● **Recorded data**:
——

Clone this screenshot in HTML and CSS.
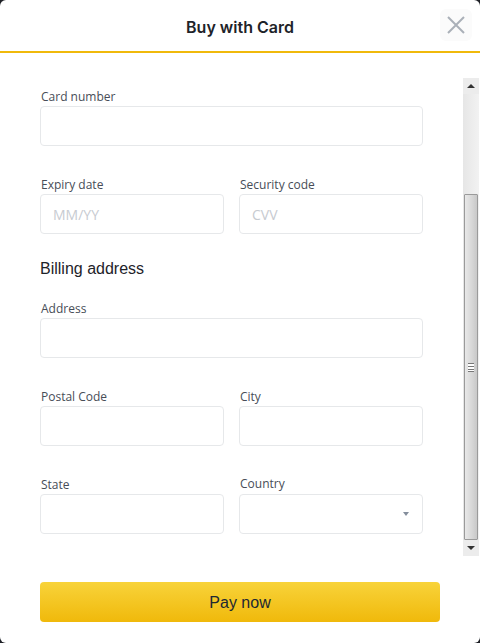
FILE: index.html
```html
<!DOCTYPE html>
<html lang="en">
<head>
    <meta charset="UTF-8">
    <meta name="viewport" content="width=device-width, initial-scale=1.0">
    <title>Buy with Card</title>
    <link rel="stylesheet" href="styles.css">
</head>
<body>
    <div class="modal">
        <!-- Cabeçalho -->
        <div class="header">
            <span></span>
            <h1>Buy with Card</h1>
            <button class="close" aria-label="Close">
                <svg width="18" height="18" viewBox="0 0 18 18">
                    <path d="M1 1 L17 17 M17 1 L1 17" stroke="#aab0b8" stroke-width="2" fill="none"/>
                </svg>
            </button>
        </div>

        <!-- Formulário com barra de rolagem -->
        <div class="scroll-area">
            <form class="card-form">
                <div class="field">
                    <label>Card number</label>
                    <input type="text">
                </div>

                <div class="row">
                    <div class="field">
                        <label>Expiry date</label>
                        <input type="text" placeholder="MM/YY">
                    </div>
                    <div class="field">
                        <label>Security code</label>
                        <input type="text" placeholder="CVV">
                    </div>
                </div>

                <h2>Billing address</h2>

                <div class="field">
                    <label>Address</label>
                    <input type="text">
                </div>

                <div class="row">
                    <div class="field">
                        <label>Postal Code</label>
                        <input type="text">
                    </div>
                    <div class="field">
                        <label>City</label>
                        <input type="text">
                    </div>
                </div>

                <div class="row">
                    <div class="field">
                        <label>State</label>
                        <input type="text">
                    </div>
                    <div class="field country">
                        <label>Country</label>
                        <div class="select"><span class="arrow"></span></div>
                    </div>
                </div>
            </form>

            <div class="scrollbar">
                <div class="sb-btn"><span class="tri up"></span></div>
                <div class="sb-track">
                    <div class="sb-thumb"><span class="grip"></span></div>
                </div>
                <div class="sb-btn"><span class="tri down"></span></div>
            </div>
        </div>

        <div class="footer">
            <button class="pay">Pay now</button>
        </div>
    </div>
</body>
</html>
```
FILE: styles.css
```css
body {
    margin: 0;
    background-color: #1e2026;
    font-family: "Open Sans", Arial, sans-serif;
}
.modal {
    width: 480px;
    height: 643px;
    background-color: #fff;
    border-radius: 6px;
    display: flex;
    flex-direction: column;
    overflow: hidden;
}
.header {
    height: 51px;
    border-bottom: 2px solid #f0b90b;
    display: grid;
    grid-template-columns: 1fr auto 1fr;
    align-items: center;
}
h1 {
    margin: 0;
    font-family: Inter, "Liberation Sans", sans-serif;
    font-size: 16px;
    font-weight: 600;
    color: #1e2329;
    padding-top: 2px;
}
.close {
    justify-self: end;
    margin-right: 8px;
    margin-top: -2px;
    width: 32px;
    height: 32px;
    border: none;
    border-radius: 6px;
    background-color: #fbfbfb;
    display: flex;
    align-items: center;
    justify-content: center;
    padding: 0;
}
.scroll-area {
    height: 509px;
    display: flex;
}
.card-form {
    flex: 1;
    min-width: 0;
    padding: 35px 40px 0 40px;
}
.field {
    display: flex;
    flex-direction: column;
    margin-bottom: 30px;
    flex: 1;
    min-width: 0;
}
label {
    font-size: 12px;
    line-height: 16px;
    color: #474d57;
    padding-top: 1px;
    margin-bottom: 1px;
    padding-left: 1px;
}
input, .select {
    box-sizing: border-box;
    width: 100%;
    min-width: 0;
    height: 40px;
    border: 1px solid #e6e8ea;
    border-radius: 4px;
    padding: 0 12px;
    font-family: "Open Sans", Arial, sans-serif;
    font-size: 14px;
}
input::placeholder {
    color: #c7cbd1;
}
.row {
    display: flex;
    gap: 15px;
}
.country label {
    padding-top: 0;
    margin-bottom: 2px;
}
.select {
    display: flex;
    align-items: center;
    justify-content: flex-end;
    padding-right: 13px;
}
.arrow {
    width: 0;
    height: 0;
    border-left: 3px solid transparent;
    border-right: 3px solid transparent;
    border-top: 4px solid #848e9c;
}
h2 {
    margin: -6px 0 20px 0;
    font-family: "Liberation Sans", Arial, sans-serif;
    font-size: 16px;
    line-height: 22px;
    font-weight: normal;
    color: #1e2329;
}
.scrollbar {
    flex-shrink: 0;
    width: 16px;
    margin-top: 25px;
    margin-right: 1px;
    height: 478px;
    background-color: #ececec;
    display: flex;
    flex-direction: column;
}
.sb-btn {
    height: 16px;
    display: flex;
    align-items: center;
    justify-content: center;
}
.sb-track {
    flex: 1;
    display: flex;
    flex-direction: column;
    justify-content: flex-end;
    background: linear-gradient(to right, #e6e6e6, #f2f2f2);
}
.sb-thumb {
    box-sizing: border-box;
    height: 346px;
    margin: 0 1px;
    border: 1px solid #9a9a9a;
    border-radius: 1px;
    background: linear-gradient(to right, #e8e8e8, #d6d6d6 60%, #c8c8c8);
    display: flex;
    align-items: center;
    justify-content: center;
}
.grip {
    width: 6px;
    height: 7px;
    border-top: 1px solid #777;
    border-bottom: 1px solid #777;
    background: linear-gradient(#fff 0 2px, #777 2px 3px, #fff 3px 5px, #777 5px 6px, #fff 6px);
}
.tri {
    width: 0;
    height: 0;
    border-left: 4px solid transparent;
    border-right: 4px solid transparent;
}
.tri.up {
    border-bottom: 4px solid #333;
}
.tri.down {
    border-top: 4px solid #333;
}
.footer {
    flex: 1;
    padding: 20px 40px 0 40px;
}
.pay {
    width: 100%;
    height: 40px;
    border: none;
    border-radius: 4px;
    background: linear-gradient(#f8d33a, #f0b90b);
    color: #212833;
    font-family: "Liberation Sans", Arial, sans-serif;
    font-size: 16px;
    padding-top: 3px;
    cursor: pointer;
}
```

——

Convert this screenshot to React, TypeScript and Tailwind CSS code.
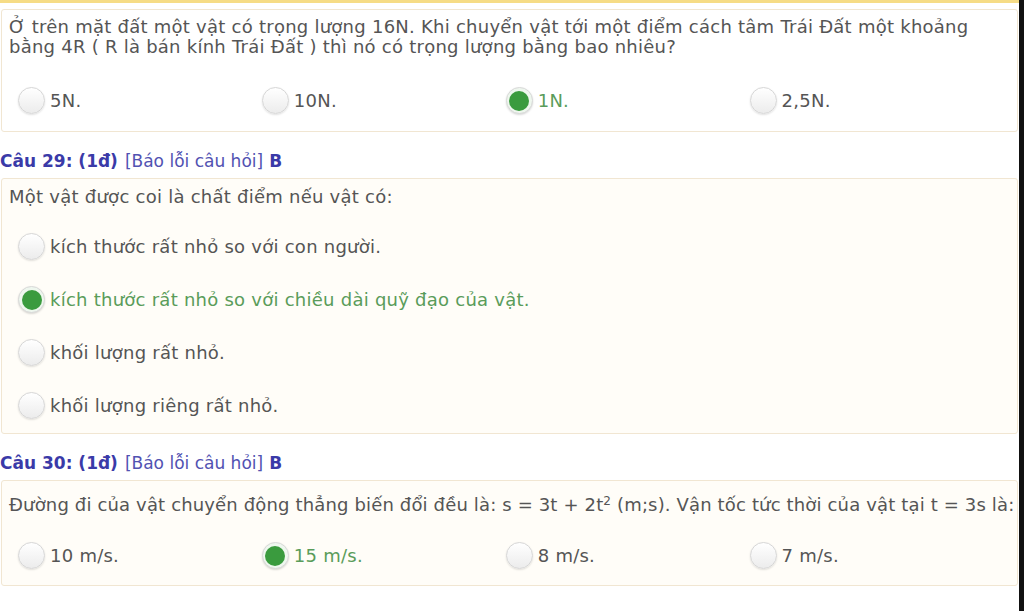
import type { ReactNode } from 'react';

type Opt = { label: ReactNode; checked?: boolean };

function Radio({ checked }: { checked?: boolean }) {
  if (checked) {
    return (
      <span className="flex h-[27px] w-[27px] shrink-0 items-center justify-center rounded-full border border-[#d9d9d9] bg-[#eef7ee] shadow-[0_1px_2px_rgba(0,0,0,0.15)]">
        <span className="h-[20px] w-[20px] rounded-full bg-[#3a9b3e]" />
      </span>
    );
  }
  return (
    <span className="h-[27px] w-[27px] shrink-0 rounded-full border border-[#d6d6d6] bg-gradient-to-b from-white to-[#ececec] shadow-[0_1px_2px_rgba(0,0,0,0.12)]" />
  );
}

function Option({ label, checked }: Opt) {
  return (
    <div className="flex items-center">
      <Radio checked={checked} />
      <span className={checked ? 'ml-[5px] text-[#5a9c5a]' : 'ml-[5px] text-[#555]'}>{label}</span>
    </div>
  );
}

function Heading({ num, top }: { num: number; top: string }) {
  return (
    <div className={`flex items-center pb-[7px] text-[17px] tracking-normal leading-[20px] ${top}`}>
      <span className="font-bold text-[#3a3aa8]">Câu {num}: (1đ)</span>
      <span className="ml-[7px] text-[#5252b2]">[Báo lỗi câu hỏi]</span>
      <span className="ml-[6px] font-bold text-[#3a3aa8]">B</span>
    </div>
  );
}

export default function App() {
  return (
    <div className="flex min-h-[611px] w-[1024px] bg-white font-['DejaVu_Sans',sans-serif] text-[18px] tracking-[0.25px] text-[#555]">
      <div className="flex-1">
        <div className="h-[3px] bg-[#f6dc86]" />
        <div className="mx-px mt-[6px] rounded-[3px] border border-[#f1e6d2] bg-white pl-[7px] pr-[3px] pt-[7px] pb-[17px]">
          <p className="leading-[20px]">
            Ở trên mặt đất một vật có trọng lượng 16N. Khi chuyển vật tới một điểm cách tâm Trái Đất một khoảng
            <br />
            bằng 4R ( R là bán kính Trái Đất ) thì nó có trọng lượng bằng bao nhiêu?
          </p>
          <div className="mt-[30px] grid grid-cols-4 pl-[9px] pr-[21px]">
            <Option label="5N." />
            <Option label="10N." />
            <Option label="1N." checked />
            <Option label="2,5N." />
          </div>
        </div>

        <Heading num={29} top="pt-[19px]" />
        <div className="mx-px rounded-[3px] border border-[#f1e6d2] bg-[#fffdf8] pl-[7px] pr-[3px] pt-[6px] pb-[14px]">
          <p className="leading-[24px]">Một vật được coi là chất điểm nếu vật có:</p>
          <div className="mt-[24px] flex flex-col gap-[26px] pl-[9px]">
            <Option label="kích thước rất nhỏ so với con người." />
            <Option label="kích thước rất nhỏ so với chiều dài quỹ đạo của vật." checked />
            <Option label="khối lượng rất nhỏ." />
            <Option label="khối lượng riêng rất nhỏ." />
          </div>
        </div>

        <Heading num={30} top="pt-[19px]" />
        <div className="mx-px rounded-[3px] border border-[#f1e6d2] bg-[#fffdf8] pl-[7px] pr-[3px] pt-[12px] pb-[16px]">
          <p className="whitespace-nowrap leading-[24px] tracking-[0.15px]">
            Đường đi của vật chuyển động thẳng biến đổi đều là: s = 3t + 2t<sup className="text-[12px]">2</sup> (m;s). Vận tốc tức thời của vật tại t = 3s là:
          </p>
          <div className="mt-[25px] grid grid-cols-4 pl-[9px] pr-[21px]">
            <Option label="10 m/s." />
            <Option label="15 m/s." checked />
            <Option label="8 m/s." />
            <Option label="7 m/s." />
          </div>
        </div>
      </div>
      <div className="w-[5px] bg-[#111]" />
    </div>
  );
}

——

● **Given task**: Read the data above. Pull out each line in which the string "this" appears.

● **Full response**:
Clone this screenshot in HTML and CSS.
Convert this screenshot to React, TypeScript and Tailwind CSS code.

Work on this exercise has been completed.